In the employment discrimination context, documents, such as an investigative report, on which an employer relies in making a termination decision are regularly admitted to show the state of mind of the person making the employment decision, a critical factor in such cases. See, e.g., Lowe, 2012 WL 1495440, at *2 n.4; Jones v. Univ. of Pa., Civ. No. 00-2695, 2003 WL 21652083, *4 n.3 (E.D.Pa. Mar.20, 2003) ("[S]o long as complaints received by an employer are offered to show the state of mind of the employer (a crucial factor in discrimination cases), and not offered to prove the truth of the matter asserted, such complaints do not constitute hearsay.") (citing Hardie v. Cotter & Co., 849 F.2d 1097, 1101 (8th Cir.1988)); Sunkett, 2011 WL 6719776, at *16. Mr. Workman testified during his deposition that he relied upon this report, in part, in making his termination decision, and, therefore, the report is admissible as evidence of his state of mind.

The statements contained within the Report, which were made by employees whom Mr. O'Connor interviewed in the course of his investigation, are similarly admissible as non-hearsay. These third-party statements demonstrate that complaints about Plaintiff's conduct "were made, that Defendant investigated them, and that Defendant decided to terminate Plaintiff as a result. What matters is that Defendant believed the accusations were true and acted upon them. Thus, those statements are not hearsay." Byrd v. Lynch, 2011 WL 2680572, at *6 (D.N.J. Jul. 8, 2011).

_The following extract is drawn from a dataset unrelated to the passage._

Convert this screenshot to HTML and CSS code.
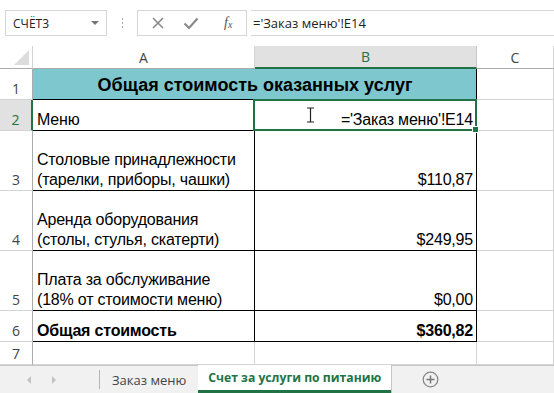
FILE: index.html
```html
<!DOCTYPE html>
<html lang="ru">
<head>
  <meta charset="UTF-8">
  <title>Счет за услуги по питанию</title>
  <link rel="stylesheet" href="styles.css">
</head>
<body>
  <!-- Formula bar -->
  <div class="formula-bar">
    <div class="name-box">
      <span>СЧЁТ3</span>
      <span class="name-arrow"></span>
    </div>
    <div class="grip"><i></i><i></i><i></i></div>
    <div class="fx-tools">
      <svg class="tool" width="14" height="14" viewBox="0 0 14 14"><path d="M2 2 L12 12 M12 2 L2 12" stroke="#8a8a8a" stroke-width="1.6"/></svg>
      <svg class="tool" width="16" height="14" viewBox="0 0 16 14"><path d="M1.5 7.5 L6 12 L14.5 2.5" fill="none" stroke="#8a8a8a" stroke-width="2.2"/></svg>
      <span class="fx">f<sub>x</sub></span>
    </div>
    <div class="formula-input">='Заказ меню'!E14</div>
  </div>

  <!-- Sheet grid -->
  <div class="sheet">
    <div class="corner"><span class="corner-tri"></span></div>
    <div class="col-head">A</div>
    <div class="col-head active">B</div>
    <div class="col-head">C</div>

    <div class="row-head">1</div>
    <div class="cell title">Общая стоимость оказанных услуг</div>
    <div class="cell empty"></div>

    <div class="row-head active">2</div>
    <div class="cell">Меню</div>
    <div class="cell num selected">
      <svg class="ibeam" width="9" height="16" viewBox="0 0 9 16"><path d="M1 1 H8 M4.5 1 V15 M1 15 H8" stroke="#222" stroke-width="1.2" fill="none"/></svg>
      ='Заказ меню'!E14
    </div>
    <div class="cell empty"></div>

    <div class="row-head">3</div>
    <div class="cell">Столовые принадлежности<br>(тарелки, приборы, чашки)</div>
    <div class="cell num">$110,87</div>
    <div class="cell empty"></div>

    <div class="row-head">4</div>
    <div class="cell">Аренда оборудования<br>(столы, стулья, скатерти)</div>
    <div class="cell num">$249,95</div>
    <div class="cell empty"></div>

    <div class="row-head">5</div>
    <div class="cell">Плата за обслуживание<br>(18% от стоимости меню)</div>
    <div class="cell num">$0,00</div>
    <div class="cell empty"></div>

    <div class="row-head">6</div>
    <div class="cell bold">Общая стоимость</div>
    <div class="cell num bold">$360,82</div>
    <div class="cell empty"></div>

    <div class="row-head">7</div>
    <div class="cell empty"></div>
    <div class="cell empty"></div>
    <div class="cell empty"></div>
  </div>

  <!-- Sheet tabs -->
  <div class="tabs">
    <div class="tab-nav">
      <span class="nav-left"></span>
      <span class="nav-right"></span>
    </div>
    <div class="tab">Заказ меню</div>
    <div class="tab current">Счет за услуги по питанию</div>
    <div class="tab-rest">
      <svg width="17" height="17" viewBox="0 0 17 17"><circle cx="8.5" cy="8.5" r="7.3" fill="none" stroke="#888" stroke-width="1.3"/><path d="M8.5 4.5 V12.5 M4.5 8.5 H12.5" stroke="#777" stroke-width="1.5"/></svg>
    </div>
  </div>
</body>
</html>
```

FILE: styles.css
```css
/* General */
body {
  margin: 0;
  width: 554px;
  height: 393px;
  overflow: hidden;
  background: #fff;
  font-family: 'Liberation Sans', Arial, sans-serif;
  color: #000;
}

/* Formula bar */
.formula-bar {
  height: 46px;
  display: flex;
  align-items: flex-start;
  padding-top: 10px;
  box-sizing: border-box;
  font-family: 'Open Sans', 'Noto Sans', sans-serif;
  font-size: 12px;
  color: #222;
}

.name-box {
  width: 102px;
  height: 26px;
  margin-left: 5px;
  border: 1px solid #d6d6d6;
  box-sizing: border-box;
  display: flex;
  align-items: center;
  justify-content: space-between;
  padding: 0 7px 0 7px;
}

.name-arrow {
  width: 0;
  height: 0;
  border-left: 4px solid transparent;
  border-right: 4px solid transparent;
  border-top: 4px solid #777;
}

.grip {
  width: 30px;
  height: 26px;
  display: flex;
  flex-direction: column;
  align-items: center;
  justify-content: center;
  gap: 2px;
}

.grip i {
  width: 1px;
  height: 2px;
  background: #aaa;
}

.fx-tools {
  width: 110px;
  height: 26px;
  border: 1px solid #d6d6d6;
  box-sizing: border-box;
  display: flex;
  align-items: center;
  padding-left: 13px;
  gap: 18px;
}

.fx {
  font-family: 'Liberation Serif', serif;
  font-style: italic;
  font-size: 14px;
  color: #555;
  margin-left: 7px;
}

.fx sub {
  font-size: 10px;
  vertical-align: -1px;
}

.formula-input {
  flex: 1;
  height: 26px;
  margin-left: 4px;
  border-top: 1px solid #d6d6d6;
  border-bottom: 1px solid #d6d6d6;
  box-sizing: border-box;
  padding-left: 2px;
  line-height: 24px;
  font-size: 13px;
}

/* Sheet */
.sheet {
  display: grid;
  grid-template-columns: 33px 222px 222px 77px;
  grid-template-rows: 23px 31px 31px 60px 60px 60px 31px 23px;
}

.sheet > div {
  box-sizing: border-box;
}

.corner {
  border-right: 1px solid #d4d4d4;
  border-bottom: 1px solid #ababab;
  position: relative;
}

.corner-tri {
  position: absolute;
  right: 3px;
  bottom: 3px;
  width: 0;
  height: 0;
  border-left: 15px solid transparent;
  border-bottom: 15px solid #dcdcdc;
}

.col-head {
  display: flex;
  align-items: center;
  justify-content: center;
  font-family: 'Open Sans', 'Noto Sans', sans-serif;
  font-size: 14px;
  color: #444;
  border-right: 1px solid #d4d4d4;
  border-bottom: 1px solid #ababab;
}

.col-head.active {
  background: #e1e1e1;
  color: #217346;
  border-right-color: #c6c6c6;
  border-bottom: 2px solid #217346;
}

.row-head {
  display: flex;
  align-items: flex-end;
  justify-content: center;
  padding-bottom: 1px;
  font-family: 'Open Sans', 'Noto Sans', sans-serif;
  font-size: 14px;
  color: #444;
  border-right: 1px solid #ababab;
  border-bottom: 1px solid #d4d4d4;
}

.row-head.active {
  background: #e1e1e1;
  color: #217346;
  border-right: 2px solid #217346;
}

.cell {
  display: flex;
  align-items: flex-end;
  padding: 0 3px 0 4px;
  font-size: 16px;
  letter-spacing: -0.2px;
  line-height: 20px;
  border-right: 1px solid #000;
  border-bottom: 1px solid #000;
}

.cell.empty {
  border-right: 1px solid #d4d4d4;
  border-bottom: 1px solid #d4d4d4;
}

.cell.title {
  grid-column: span 2;
  justify-content: center;
  align-items: center;
  background: #7fc7cf;
  font-weight: bold;
  font-size: 18px;
  letter-spacing: 0;
  padding-top: 2px;
}

.cell.num {
  justify-content: flex-end;
}

.cell.bold {
  font-weight: bold;
}

.cell.selected {
  position: relative;
}

.cell.selected::after {
  content: "";
  position: absolute;
  left: -2px;
  top: -1px;
  right: -1px;
  bottom: -1px;
  border: 2px solid #217346;
}

.cell.selected::before {
  content: "";
  position: absolute;
  right: -3px;
  bottom: -3px;
  width: 5px;
  height: 5px;
  background: #217346;
  border: 1px solid #fff;
  z-index: 1;
}

.ibeam {
  position: absolute;
  left: 51px;
  top: 7px;
}

/* Sheet tabs */
.tabs {
  height: 28px;
  display: flex;
  background: #f1f1f1;
  border-top: 1px solid #c6c6c6;
  box-sizing: border-box;
  font-family: 'Open Sans', 'Noto Sans', sans-serif;
  font-size: 13px;
}

.tab-nav {
  width: 100px;
  display: flex;
  align-items: center;
  padding-left: 27px;
  gap: 21px;
  box-sizing: border-box;
  border-right: 1px solid #b4b4b4;
  margin: 4px 0 4px;
}

.nav-left {
  width: 0;
  height: 0;
  border-top: 4px solid transparent;
  border-bottom: 4px solid transparent;
  border-right: 4px solid #c4c4c4;
}

.nav-right {
  width: 0;
  height: 0;
  border-top: 4px solid transparent;
  border-bottom: 4px solid transparent;
  border-left: 4px solid #c4c4c4;
}

.tab {
  padding: 0 12px;
  display: flex;
  align-items: center;
  color: #444;
}

.tab.current {
  background: #fff;
  color: #217346;
  font-weight: bold;
  font-size: 12.2px;
  padding: 0 10px;
  margin-top: -1px;
  border-bottom: 3px solid #217346;
  box-shadow: 1px 0 0 #c6c6c6;
}

.tab-rest {
  flex: 1;
  display: flex;
  align-items: center;
  padding-left: 31px;
}
```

Plaintiff also argues that "due process should require the O'Connor report to be supported only by a live witness with personal knowledge of the report," i.e. Mr. O'Connor (Dkt. No. 60, at 5). However, as Plaintiff acknowledges, the Confrontation Clause is inapplicable in civil cases such as this one and the Court should decline to extend those principles here. See, e.g., In re Flat Glass Antitrust Litig., 385 F.3d 350, 373 n.31 (3d Cir. 2004).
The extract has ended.